* What to do: Copy out each line of the material below that holds the string "React".

* Available data:
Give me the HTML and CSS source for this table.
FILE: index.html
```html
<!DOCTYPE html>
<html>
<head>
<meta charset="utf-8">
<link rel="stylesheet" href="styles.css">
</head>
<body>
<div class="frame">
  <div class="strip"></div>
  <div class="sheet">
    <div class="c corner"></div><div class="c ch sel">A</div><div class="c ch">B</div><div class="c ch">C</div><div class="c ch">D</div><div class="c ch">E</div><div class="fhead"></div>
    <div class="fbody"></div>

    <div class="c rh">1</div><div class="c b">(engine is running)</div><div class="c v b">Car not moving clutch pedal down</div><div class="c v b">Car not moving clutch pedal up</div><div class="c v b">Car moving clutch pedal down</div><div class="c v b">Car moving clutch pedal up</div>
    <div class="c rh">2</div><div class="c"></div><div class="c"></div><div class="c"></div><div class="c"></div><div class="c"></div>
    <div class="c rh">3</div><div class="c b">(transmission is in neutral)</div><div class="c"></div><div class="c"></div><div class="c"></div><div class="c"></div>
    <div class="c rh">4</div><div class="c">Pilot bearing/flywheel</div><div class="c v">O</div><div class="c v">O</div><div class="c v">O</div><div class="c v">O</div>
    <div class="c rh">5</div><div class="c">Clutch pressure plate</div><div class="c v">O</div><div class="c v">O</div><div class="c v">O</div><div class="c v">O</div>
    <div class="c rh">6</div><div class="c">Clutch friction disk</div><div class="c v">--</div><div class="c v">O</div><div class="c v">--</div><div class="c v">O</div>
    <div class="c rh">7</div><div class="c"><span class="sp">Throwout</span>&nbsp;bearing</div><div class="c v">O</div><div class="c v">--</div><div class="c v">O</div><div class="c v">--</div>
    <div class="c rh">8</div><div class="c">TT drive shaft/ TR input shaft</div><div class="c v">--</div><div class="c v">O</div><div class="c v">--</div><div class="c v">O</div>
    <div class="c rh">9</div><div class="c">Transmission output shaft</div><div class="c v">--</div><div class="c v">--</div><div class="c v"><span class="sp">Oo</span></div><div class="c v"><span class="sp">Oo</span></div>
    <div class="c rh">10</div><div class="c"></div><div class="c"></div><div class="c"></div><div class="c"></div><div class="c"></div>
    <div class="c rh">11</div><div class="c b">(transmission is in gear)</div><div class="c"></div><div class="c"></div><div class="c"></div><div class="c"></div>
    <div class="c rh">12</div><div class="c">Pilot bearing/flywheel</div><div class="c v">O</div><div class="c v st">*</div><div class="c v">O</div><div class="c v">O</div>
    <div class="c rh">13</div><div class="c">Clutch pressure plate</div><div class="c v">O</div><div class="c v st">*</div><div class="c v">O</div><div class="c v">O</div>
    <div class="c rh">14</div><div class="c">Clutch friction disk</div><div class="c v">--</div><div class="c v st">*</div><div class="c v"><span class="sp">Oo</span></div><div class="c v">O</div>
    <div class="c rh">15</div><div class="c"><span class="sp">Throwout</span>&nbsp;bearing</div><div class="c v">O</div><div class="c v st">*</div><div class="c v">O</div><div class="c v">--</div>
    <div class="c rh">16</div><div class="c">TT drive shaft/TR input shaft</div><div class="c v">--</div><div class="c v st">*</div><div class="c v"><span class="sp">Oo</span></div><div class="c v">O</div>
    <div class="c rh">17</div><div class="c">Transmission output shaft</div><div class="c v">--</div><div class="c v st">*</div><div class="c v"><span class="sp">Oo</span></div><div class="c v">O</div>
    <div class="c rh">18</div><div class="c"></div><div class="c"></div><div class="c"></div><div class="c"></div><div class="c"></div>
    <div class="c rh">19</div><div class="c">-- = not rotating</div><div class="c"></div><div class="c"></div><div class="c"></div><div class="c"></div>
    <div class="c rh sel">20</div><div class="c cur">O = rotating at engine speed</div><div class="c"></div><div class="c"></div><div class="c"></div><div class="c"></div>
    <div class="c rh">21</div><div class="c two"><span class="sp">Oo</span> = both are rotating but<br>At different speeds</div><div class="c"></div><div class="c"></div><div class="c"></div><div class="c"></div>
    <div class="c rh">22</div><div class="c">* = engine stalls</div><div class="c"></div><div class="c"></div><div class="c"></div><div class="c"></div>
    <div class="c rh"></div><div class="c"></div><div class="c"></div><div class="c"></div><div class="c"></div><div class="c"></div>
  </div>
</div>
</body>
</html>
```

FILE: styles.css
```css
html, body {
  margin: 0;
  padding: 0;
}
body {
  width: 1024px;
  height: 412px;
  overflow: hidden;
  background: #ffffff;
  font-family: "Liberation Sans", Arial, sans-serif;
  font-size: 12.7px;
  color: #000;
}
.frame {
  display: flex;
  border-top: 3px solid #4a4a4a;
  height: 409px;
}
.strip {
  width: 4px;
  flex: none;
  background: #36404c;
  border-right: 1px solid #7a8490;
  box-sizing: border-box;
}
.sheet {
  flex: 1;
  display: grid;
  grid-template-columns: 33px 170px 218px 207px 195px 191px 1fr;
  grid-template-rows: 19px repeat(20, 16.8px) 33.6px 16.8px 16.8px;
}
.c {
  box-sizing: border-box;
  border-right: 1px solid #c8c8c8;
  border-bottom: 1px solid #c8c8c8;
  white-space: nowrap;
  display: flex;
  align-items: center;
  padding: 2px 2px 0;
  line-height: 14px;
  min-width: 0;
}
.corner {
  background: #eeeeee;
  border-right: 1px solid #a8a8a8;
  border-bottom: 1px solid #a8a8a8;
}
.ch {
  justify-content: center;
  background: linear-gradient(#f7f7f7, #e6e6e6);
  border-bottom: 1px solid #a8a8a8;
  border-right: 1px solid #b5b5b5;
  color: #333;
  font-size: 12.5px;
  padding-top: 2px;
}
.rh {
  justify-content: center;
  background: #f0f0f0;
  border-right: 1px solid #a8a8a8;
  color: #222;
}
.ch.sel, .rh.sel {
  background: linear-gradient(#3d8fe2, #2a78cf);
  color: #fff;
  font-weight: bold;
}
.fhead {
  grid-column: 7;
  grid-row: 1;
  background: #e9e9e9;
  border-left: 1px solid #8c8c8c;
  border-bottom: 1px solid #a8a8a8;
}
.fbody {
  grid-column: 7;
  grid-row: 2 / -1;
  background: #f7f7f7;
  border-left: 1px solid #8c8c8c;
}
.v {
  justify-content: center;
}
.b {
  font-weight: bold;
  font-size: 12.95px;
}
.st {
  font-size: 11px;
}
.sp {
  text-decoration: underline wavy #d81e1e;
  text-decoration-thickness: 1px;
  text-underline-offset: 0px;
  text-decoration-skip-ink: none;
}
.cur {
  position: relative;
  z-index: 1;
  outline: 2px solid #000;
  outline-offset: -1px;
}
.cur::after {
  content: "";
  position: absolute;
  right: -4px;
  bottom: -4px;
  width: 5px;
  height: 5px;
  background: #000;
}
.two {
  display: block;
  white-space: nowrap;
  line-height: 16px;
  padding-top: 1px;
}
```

--

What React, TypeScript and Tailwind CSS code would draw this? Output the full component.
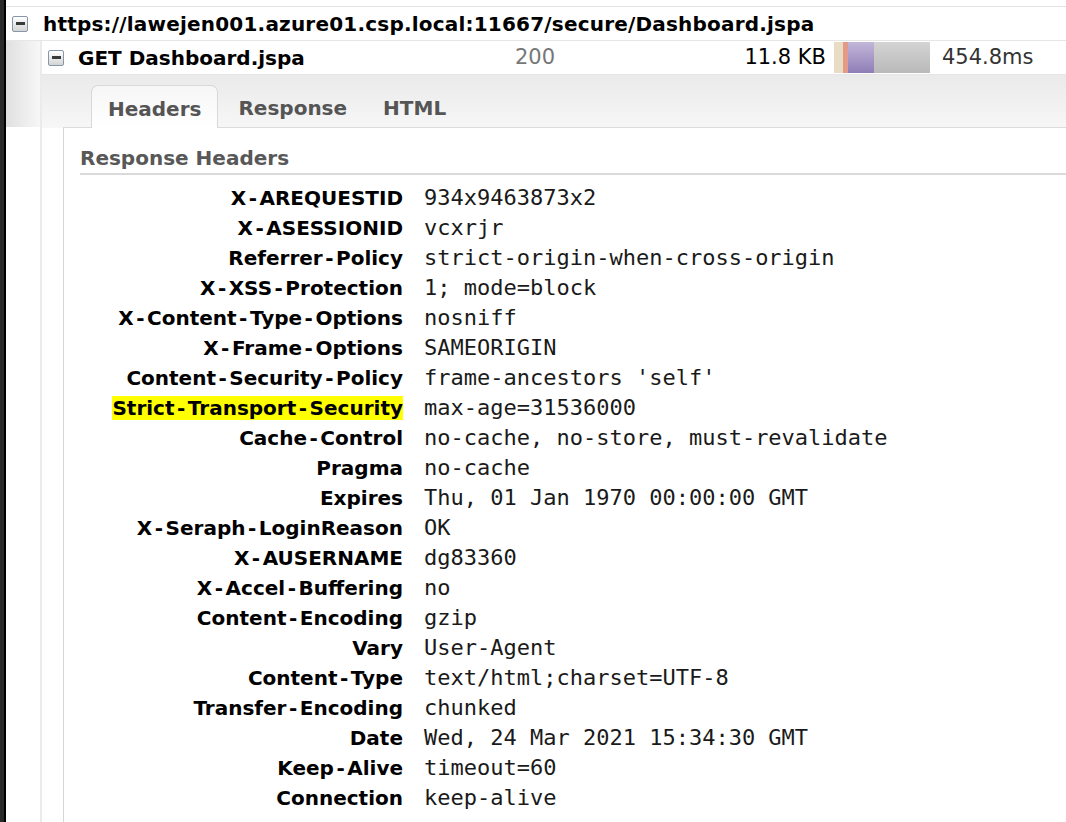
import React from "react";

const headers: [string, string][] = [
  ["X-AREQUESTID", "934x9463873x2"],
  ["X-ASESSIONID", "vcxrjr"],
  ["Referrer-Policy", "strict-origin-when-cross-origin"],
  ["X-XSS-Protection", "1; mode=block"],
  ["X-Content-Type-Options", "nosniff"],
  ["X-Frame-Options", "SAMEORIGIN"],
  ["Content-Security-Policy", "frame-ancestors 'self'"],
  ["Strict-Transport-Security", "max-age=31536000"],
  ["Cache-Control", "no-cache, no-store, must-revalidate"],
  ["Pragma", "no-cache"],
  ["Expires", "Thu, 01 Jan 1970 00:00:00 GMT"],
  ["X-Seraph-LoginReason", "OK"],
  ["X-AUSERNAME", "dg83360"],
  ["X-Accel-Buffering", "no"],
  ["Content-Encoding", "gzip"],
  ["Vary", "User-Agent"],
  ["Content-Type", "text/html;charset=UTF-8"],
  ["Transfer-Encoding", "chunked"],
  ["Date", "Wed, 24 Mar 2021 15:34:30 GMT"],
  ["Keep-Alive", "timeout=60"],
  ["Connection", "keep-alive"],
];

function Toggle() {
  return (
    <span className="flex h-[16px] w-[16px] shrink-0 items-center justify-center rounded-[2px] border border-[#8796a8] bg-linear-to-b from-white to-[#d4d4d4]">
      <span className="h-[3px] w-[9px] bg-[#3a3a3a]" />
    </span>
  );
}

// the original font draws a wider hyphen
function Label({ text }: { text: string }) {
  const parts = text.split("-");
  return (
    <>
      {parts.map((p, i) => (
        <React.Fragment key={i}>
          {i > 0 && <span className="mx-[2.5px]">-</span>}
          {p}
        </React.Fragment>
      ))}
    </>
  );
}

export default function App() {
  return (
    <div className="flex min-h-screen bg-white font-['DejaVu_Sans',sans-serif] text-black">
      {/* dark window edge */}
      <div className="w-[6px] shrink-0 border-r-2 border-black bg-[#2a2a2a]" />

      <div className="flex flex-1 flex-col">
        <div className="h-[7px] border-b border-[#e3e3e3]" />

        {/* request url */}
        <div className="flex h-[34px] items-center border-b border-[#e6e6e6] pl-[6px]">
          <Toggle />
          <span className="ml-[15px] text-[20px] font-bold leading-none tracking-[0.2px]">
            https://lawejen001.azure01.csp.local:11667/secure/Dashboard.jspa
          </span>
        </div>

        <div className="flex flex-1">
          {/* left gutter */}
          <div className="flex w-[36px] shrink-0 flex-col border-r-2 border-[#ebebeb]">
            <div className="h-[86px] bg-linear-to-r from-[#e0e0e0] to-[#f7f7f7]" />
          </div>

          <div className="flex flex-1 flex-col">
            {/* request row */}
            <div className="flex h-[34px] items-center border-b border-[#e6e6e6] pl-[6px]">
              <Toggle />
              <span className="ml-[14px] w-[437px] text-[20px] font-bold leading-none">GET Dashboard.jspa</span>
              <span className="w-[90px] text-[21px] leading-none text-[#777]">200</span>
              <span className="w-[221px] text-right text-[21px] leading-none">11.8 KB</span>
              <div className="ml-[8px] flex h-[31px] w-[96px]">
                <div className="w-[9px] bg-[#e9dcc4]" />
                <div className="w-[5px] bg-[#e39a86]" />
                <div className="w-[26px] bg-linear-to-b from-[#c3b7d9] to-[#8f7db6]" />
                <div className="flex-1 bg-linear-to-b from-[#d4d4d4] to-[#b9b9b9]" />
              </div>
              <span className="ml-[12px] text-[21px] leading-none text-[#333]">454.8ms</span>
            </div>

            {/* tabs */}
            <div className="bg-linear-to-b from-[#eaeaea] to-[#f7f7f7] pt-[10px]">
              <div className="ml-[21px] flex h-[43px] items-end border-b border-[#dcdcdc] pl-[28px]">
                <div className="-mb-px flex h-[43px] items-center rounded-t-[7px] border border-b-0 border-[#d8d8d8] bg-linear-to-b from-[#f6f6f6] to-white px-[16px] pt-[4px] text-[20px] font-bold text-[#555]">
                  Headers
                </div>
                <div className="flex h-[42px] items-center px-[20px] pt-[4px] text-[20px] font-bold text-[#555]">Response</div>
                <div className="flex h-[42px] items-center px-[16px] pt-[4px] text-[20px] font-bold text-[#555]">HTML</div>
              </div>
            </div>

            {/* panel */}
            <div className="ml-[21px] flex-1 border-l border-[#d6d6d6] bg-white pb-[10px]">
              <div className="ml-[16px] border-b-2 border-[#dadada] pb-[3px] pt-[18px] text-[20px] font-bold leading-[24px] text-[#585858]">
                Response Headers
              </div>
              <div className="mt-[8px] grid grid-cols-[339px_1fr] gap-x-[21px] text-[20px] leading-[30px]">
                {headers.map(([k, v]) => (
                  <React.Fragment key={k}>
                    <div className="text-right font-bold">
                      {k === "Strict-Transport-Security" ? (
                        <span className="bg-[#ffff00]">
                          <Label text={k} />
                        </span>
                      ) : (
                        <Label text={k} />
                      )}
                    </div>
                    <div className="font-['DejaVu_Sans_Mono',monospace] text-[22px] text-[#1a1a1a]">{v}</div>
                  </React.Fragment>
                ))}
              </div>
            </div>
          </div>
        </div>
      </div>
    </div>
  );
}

* Answer to this task:
What React, TypeScript and Tailwind CSS code would draw this? Output the full component.
import React from "react";
        <React.Fragment key={i}>
        </React.Fragment>
                  <React.Fragment key={k}>
                  </React.Fragment>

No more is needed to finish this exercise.